Rome has been addressed as a “place” characterized by a particular communicative density and spatial complexity. The category of world city has been recognized as promising for the purpose of entering the complex interconnections of its spaces on different scales. As the ´capital´ of a small territory, the Papal State, and the symbolic center of the catholic world, Rome´s ´capacity of projection´ cannot be assumed as a matter of fact. On the contrary, the centrality of the world city has been re-thought as an essential issue which requires to be explored within a spatial-relational configuration rather than in isolation. An international workshop has been organized by the Fellow in collaboration with Prof.
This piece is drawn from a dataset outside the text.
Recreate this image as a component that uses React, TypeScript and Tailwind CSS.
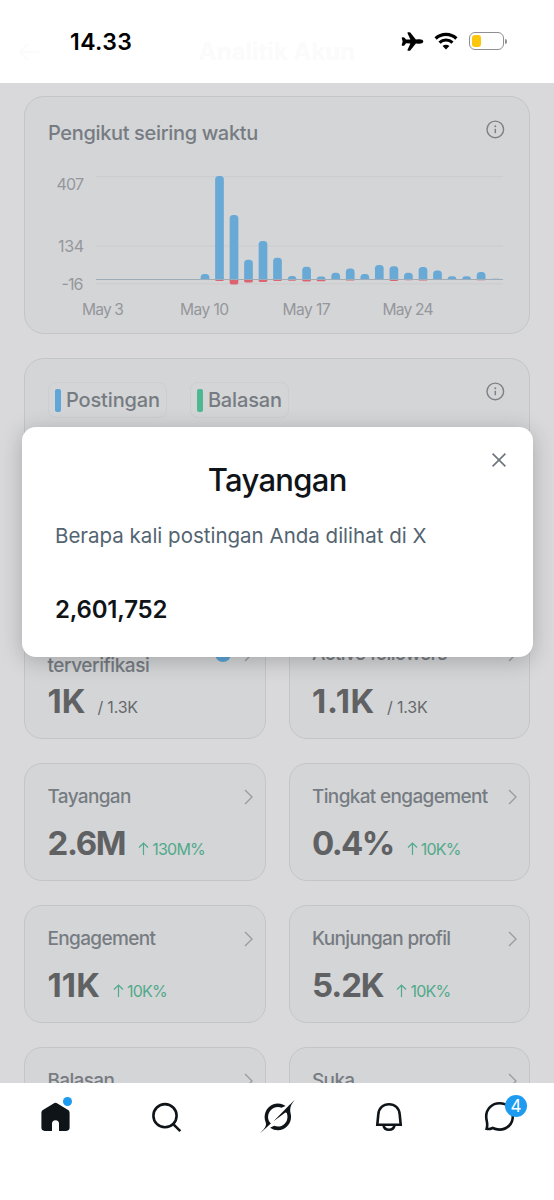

Elisabeth Oy-Marra (Mainz, June 2013) at the IEG in Mainz in order to explore the role played by knowledge to underpin and redefine world-city´s centrality. Natural histories, in plural form, have been addressed as communicative resources, and the meanings, as well as the potentialities of the “world-city” as an early modern historical analytical category have been explored in a spatial configuration which connected Rome, Madrid and Mexico between comparison and entanglement. The tension between natural histories and world-cities seems to be a promising node to be explored and proved to be an actual driving force fostering further research initiatives and international synergies. A historical reflection on the “origins” of the “world-city” - understood to be a current phenomenon investigated by urban sociologist and historians - does not aim at drowning an evolutionary line up to the present. On the contrary, it provides new tools for a finer understanding of the different kinds of urban knowledge and public spaces emerging in early modern time.
Insisting on CiKME´s wide interdisciplinary scope, as well as on the Fellow´s intellectual profile, materiality and objects have been emerging as further promising focuses. A new line of investigation has emerged from the project´s the dual-track inquiry on brokers between the Old and the new World, with particular reference to Jesuits. Nicolas Trigault´s European journey among Italian courts and German cities was aimed at gathering luxury-objects as gifts for the China Emperor. On the base of this case and the untapped sources re-traced so far, a new project has been designed and is now launched at the JGU by the fellow and prof. E. Oy Marra. It aims at deconstructing the images of things as static and immobile by re-tracing their “itineraries” and relations to multiple spatial dimensions.